======== Information supplied ========

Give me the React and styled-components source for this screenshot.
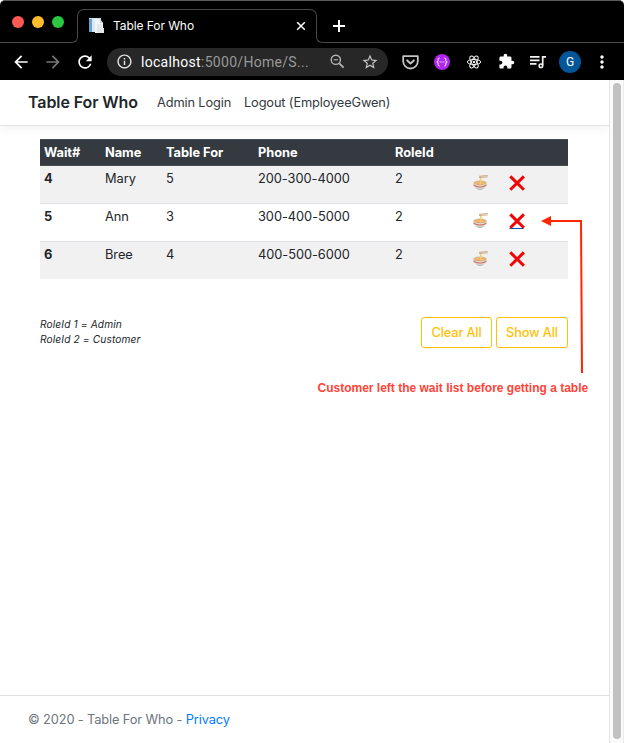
import React from "react";
import styled, { createGlobalStyle } from "styled-components";
import {
  MdArrowBack,
  MdArrowForward,
  MdRefresh,
  MdInfoOutline,
  MdStarBorder,
  MdMoreVert,
} from "react-icons/md";

const GlobalStyle = createGlobalStyle`
  * { box-sizing: border-box; }
  body { margin: 0; background: #fff; font-family: Inter, "Liberation Sans", sans-serif; color: #212529; }
`;

const Window = styled.div`
  position: relative;
  width: 624px;
  height: 743px;
  overflow: hidden;
  display: flex;
  flex-direction: column;
`;

const TabStrip = styled.div`
  height: 43px;
  flex: none;
  display: flex;
  align-items: flex-end;
  background: #000;
  border-top: 1px solid #595b5a;
  border-radius: 5px 5px 0 0;
`;

const StripEdge = styled.div`
  height: 42px;
  display: flex;
  flex-direction: column;
  width: ${(p) => (p.$grow ? "auto" : "78px")};
  flex: ${(p) => (p.$grow ? "1" : "none")};
  margin-left: ${(p) => (p.$grow ? "-1px" : "0")};
`;

const EdgeLine = styled.div`
  height: ${(p) => (p.$side === "right" ? 14 : 11)}px;
  margin-top: auto;
  border-bottom: 1px solid #474849;
  border-right: ${(p) => (p.$side === "right" ? "1px solid #474849" : "none")};
  border-left: ${(p) => (p.$side === "left" ? "1px solid #474849" : "none")};
  border-radius: ${(p) => (p.$side === "right" ? "0 0 6px 0" : "0 0 0 6px")};
`;

const Lights = styled.div`
  display: flex;
  gap: 8px;
  padding: 15px 0 0 12px;
`;

const Light = styled.span`
  width: 12px;
  height: 12px;
  border-radius: 50%;
  background: ${(p) => p.$color};
`;

const Tab = styled.div`
  height: 34px;
  width: 240px;
  margin-left: -1px;
  display: flex;
  flex-direction: column;
`;

const TabTop = styled.div`
  height: 23px;
  border: 1px solid #474849;
  border-bottom: none;
  border-radius: 7px 7px 0 0;
  padding: 7px 10px 0 10px;
  display: flex;
  align-items: flex-start;
  color: #fff;
`;

const TabTitle = styled.span`
  flex: 1;
  margin: 1px 0 0 8px;
  font-size: 12px;
  line-height: 16px;
  letter-spacing: -0.08px;
  white-space: nowrap;
`;

const TabClose = styled.svg`
  margin: 4px 0 0;
  flex: none;
`;

const NewTab = styled.svg`
  margin: 19px 0 0 17px;
  flex: none;
`;

const Toolbar = styled.div`
  height: 37px;
  flex: none;
  display: flex;
  align-items: center;
  background: #000;
  color: #fff;
  padding: 0 6px 0 11px;
  font-family: Roboto, sans-serif;

  svg { flex: none; display: block; }
`;

const NavIcons = styled.div`
  display: flex;
  width: 96px;
  flex: none;
  gap: 12px;
`;

const Address = styled.div`
  display: flex;
  align-items: center;
  width: 281px;
  flex: none;
  height: 28px;
  border-radius: 14px;
  background: #272727;
  padding: 0 9px;
  color: #c4c4c4;
`;

const Url = styled.span`
  flex: 1;
  margin-left: 8px;
  font-size: 14px;
  letter-spacing: 0.3px;
  white-space: nowrap;
  color: #999;

  b { color: #fff; font-weight: 400; }
`;

const AddressIcons = styled.div`
  display: flex;
  align-items: center;
  gap: 16px;
`;

const Extensions = styled.div`
  display: grid;
  grid-template-columns: repeat(7, 32px);
  align-items: center;
  justify-items: center;
  margin-left: 6px;
`;

const Avatar = styled.span`
  width: 22px;
  height: 22px;
  border-radius: 50%;
  background: #02579b;
  font-size: 12px;
  line-height: 22px;
  text-align: center;
`;

const Viewport = styled.div`
  flex: 1;
  display: flex;
  min-height: 0;
`;

const Page = styled.div`
  width: 609px;
  display: flex;
  flex-direction: column;
  font-size: 12.8px;
`;

const Navbar = styled.nav`
  height: 46px;
  flex: none;
  display: flex;
  align-items: center;
  padding: 0 28px;
  border-bottom: 1px solid #dee2e6;
  box-shadow: 0 3px 9px rgba(0, 0, 0, 0.05);
  white-space: nowrap;
`;

const Brand = styled.span`
  width: 129px;
  margin-top: -1px;
  font-size: 16px;
  font-weight: 600;
  letter-spacing: -0.09px;
`;

const NavLink = styled.span`
  width: ${(p) => p.$width}px;
  color: #343a40;
  letter-spacing: -0.13px;
`;

const Main = styled.main`
  flex: 1;
  padding: 13px 41px 0 40px;
`;

const Grid = styled.div`
  display: grid;
  grid-template-columns: 61px 61px 92px 137px 75px 37px 65px;
`;

const HeadGrid = styled(Grid)`
  height: 27px;
  background: #343a40;
  color: #fff;
  font-weight: 700;
  border-top: 1px solid #454d55;
  border-bottom: 1px solid #454d55;
`;

const BodyGrid = styled(Grid)`
  height: ${(p) => (p.$first ? 37 : 38)}px;
  background: ${(p) => (p.$striped ? "#f1f1f1" : "#fff")};
  border-top: ${(p) => (p.$first ? "none" : "1px solid #dee2e6")};
`;

const Cell = styled.div`
  padding: 3px 4px;
  line-height: 19px;
  white-space: nowrap;
  font-weight: ${(p) => (p.$strong ? 700 : "inherit")};
  letter-spacing: -0.03px;
`;

const IconCell = styled.div`
  padding: 9px 7px 0 6px;

  svg { display: block; overflow: visible; }
`;

const Below = styled.div`
  display: flex;
  justify-content: space-between;
  align-items: flex-start;
  margin-top: 38px;
`;

const Legend = styled.div`
  font-size: 10.2px;
  font-style: italic;
  line-height: 15px;
  letter-spacing: 0.12px;
`;

const Buttons = styled.div`
  display: flex;
  gap: 4px;
`;

const OutlineButton = styled.button`
  width: ${(p) => p.$width}px;
  height: 31px;
  padding: 0;
  border: 1px solid #ffc107;
  border-radius: 3px;
  background: transparent;
  color: #ffc107;
  font: 500 12.8px Inter, sans-serif;
  letter-spacing: -0.15px;
`;

const Footer = styled.footer`
  height: 48px;
  flex: none;
  padding: 14px 28px;
  border-top: 1px solid #dee2e6;
  line-height: 19px;
  letter-spacing: -0.12px;
  color: #6c757d;

  a { color: #007bff; }
`;

const ScrollTrack = styled.div`
  width: 15px;
  padding: 3px 2px 4px 3px;
  background: #fafafa;
  border-left: 1px solid #e5e5e5;
  border-right: 1px solid #ededed;
`;

const ScrollThumb = styled.div`
  width: 8px;
  height: 100%;
  border-radius: 4px;
  background: #c1c1c1;
`;

const Pointer = styled.svg`
  position: absolute;
  left: 540px;
  top: 214px;
`;

const Note = styled.div`
  position: absolute;
  left: 317.5px;
  top: 380px;
  font: 700 12px/16px "Liberation Sans", Arial, sans-serif;
  color: #ff4439;
  white-space: nowrap;
`;

const Favicon = () => (
  <svg width="17" height="17" viewBox="0 0 17 17">
    <path d="M1 1h12v14H1z" fill="#c4d6e5" />
    <path d="M1 2h3v13H1z" fill="#67a4cd" />
    <path d="M4 1h5v14H4z" fill="#dce8f1" />
    <path d="M7 2h5l3 4v10H7V2z" fill="#f1f5f8" />
    <path d="M12 2v4h3" fill="#c5ced5" />
    <path d="M9 8h5M9 10h5" stroke="#d3dbe2" />
    <path d="M9 11h7v5H9z" fill="#dfe4e9" />
  </svg>
);

const ZoomOut = () => (
  <svg width="15" height="15" viewBox="0 0 15 15" fill="none" stroke="#b5b5b5" strokeWidth="1.4">
    <circle cx="5.8" cy="5.8" r="4.6" />
    <path d="M3.6 5.8H8" strokeWidth="1.1" />
    <path d="M9.3 9.3l4.3 4.3" strokeWidth="1.8" />
  </svg>
);

const Pocket = () => (
  <svg width="17" height="16" viewBox="0 0 17 16" fill="none" stroke="#c4c4c4" strokeWidth="1.8" strokeLinejoin="round" strokeLinecap="round">
    <path d="M1.2 2.2h14.6v5a7.3 7.3 0 0 1-14.6 0z" />
    <path d="M5.2 6.4l3.3 3.1 3.3-3.1" strokeWidth="2" />
  </svg>
);

const Braces = () => (
  <svg width="16" height="16" viewBox="0 0 16 16" fill="none" stroke="#fff" strokeWidth="1">
    <circle cx="8" cy="8" r="8" fill="#b026ef" stroke="none" />
    <path d="M5.6 4q-1.5 0-1.5 1.4v1.4q0 1.2-1.3 1.2 1.3 0 1.3 1.2v1.4q0 1.4 1.5 1.4M10.4 4q1.5 0 1.5 1.4v1.4q0 1.2 1.3 1.2-1.3 0-1.3 1.2v1.4q0 1.4-1.5 1.4" />
    <path d="M5.7 8h1M7.5 8h1M9.3 8h1" />
  </svg>
);

const ReactMark = () => (
  <svg width="16" height="16" viewBox="0 0 16 16" fill="none" stroke="#f3f3f3" strokeWidth="1">
    <ellipse cx="8" cy="8" rx="6.7" ry="2.6" />
    <ellipse cx="8" cy="8" rx="6.7" ry="2.6" transform="rotate(60 8 8)" />
    <ellipse cx="8" cy="8" rx="6.7" ry="2.6" transform="rotate(120 8 8)" />
    <circle cx="8" cy="8" r="1.2" fill="#f3f3f3" stroke="none" />
  </svg>
);

const Puzzle = () => (
  <svg width="17" height="17" viewBox="0 0 24 24" fill="#fff">
    <path d="M20.5 11H19V7c0-1.1-.9-2-2-2h-4V3.5a2.5 2.5 0 0 0-5 0V5H4c-1.1 0-2 .9-2 2v3.8h1.5c1.5 0 2.7 1.2 2.700 2.700s-1.200 2.700-2.700 2.700H2V20c0 1.100.9 2 2 2h3.800v-1.500c0-1.500 1.200-2.700 2.700-2.700s2.700 1.200 2.700 2.700V22H17c1.100 0 2-.9 2-2v-4h1.500a2.500 2.500 0 0 0 0-5z" />
  </svg>
);

const Playlist = () => (
  <svg width="16" height="14" viewBox="0 0 16 14" fill="none" stroke="#f4f4f4" strokeWidth="1.7">
    <path d="M0 1.9h9.5M0 5.4h9.5M0 8.9h6.5M12.7 10.6V1.9H16" />
    <circle cx="10.9" cy="10.8" r="1.8" strokeWidth="1.5" />
  </svg>
);

const Noodles = () => (
  <svg width="17" height="16" viewBox="0 0 17 16">
    <path d="M1 8Q1.6 14.8 8 14.8T15 8z" fill="#dcdcd9" />
    <path d="M1.3 9.2Q8 13.7 14.7 9.2l-.5 1.7Q8 14.3 1.8 10.9z" fill="#cf6f62" />
    <path d="M4.4 13.3Q8 14 11.6 13.3 10.5 15 8 15t-3.6-1.7z" fill="#b9b7b4" />
    <ellipse cx="8" cy="8" rx="7" ry="2.8" fill="#d8d3ca" />
    <ellipse cx="8" cy="8" rx="5.9" ry="2.1" fill="#e9a65f" />
    <path d="M3.5 8.3q2-1.5 4 0t4.5-.5" fill="none" stroke="#f7cf8a" />
    <path d="M8.7 1.5v6.3" stroke="#f0d276" strokeWidth="1.7" />
    <path d="M7 1.3L15.7.5M7 2.4l8.7-.5" stroke="#c3a47e" strokeWidth=".9" />
  </svg>
);

const Cross = ({ underlined }) => (
  <svg width="17" height="16" viewBox="0 0 17 16">
    {underlined && <path d="M.5 15.500h14" stroke="#0056b3" />}
    <path d="M1.300 1.400L14.900 14.800M14.900 1.400L1.300 14.800" stroke="#ee0505" strokeWidth="3" strokeLinecap="butt" />
  </svg>
);

const guests = [
  { wait: 4, name: "Mary", size: 5, phone: "200-300-4000", role: 2 },
  { wait: 5, name: "Ann", size: 3, phone: "300-400-5000", role: 2, hovered: true },
  { wait: 6, name: "Bree", size: 4, phone: "400-500-6000", role: 2 },
];

export default function App() {
  return (
    <Window>
      <GlobalStyle />
      <TabStrip>
        <StripEdge>
          <Lights>
            <Light $color="#ff5a52" />
            <Light $color="#ffbd2e" />
            <Light $color="#28c840" />
          </Lights>
          <EdgeLine $side="right" />
        </StripEdge>
        <Tab>
          <TabTop>
            <Favicon />
            <TabTitle>Table For Who</TabTitle>
            <TabClose width="10" height="10" viewBox="0 0 10 10" stroke="#fff" strokeWidth="1.5">
              <path d="M1.2 1.2l7.6 7.6M8.8 1.2L1.2 8.8" />
            </TabClose>
          </TabTop>
        </Tab>
        <StripEdge $grow>
          <NewTab width="12" height="12" viewBox="0 0 12 12" stroke="#fff" strokeWidth="2">
            <path d="M6 0v12M0 6h12" />
          </NewTab>
          <EdgeLine $side="left" />
        </StripEdge>
      </TabStrip>

      <Toolbar>
        <NavIcons>
          <MdArrowBack size={20} />
          <MdArrowForward size={20} color="#777" />
          <MdRefresh size={20} />
        </NavIcons>
        <Address>
          <MdInfoOutline size={17} color="#e4e4e4" />
          <Url><b>localhost</b>:5000/Home/S...</Url>
          <AddressIcons>
            <ZoomOut />
            <MdStarBorder size={18} />
          </AddressIcons>
        </Address>
        <Extensions>
          <Pocket />
          <Braces />
          <ReactMark />
          <Puzzle />
          <Playlist />
          <Avatar>G</Avatar>
          <MdMoreVert size={20} />
        </Extensions>
      </Toolbar>

      <Viewport>
        <Page>
          <Navbar>
            <Brand>Table For Who</Brand>
            <NavLink $width={87}>Admin Login</NavLink>
            <NavLink $width={150}>Logout (EmployeeGwen)</NavLink>
          </Navbar>
          <Main>
            <div>
              <HeadGrid>
                <Cell>Wait#</Cell>
                <Cell>Name</Cell>
                <Cell>Table For</Cell>
                <Cell>Phone</Cell>
                <Cell>RoleId</Cell>
              </HeadGrid>
              {guests.map((g, i) => (
                <BodyGrid key={g.wait} $first={i === 0} $striped={i % 2 === 0}>
                  <Cell $strong>{g.wait}</Cell>
                  <Cell>{g.name}</Cell>
                  <Cell>{g.size}</Cell>
                  <Cell>{g.phone}</Cell>
                  <Cell>{g.role}</Cell>
                  <IconCell><Noodles /></IconCell>
                  <IconCell><Cross underlined={g.hovered} /></IconCell>
                </BodyGrid>
              ))}
            </div>
            <Below>
              <Legend>
                RoleId 1 = Admin
                <br />
                RoleId 2 = Customer
              </Legend>
              <Buttons>
                <OutlineButton $width={71}>Clear All</OutlineButton>
                <OutlineButton $width={72}>Show All</OutlineButton>
              </Buttons>
            </Below>
          </Main>
          <Footer>
            © 2020 - Table For Who - <a>Privacy</a>
          </Footer>
        </Page>
        <ScrollTrack>
          <ScrollThumb />
        </ScrollTrack>
      </Viewport>

      <Pointer width="46" height="160" viewBox="0 0 46 160">
        <path d="M10 7H41L42 159" fill="none" stroke="#ff2600" strokeWidth="2" />
        <path d="M1 7l10-5v10z" fill="#ff2600" />
      </Pointer>
      <Note>Customer left the wait list before getting a table</Note>
    </Window>
  );
}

========

Pick out, from the lines above, every one that contains the string "components".

_Result_:
Give me the React and styled-components source for this screenshot.
import styled, { createGlobalStyle } from "styled-components";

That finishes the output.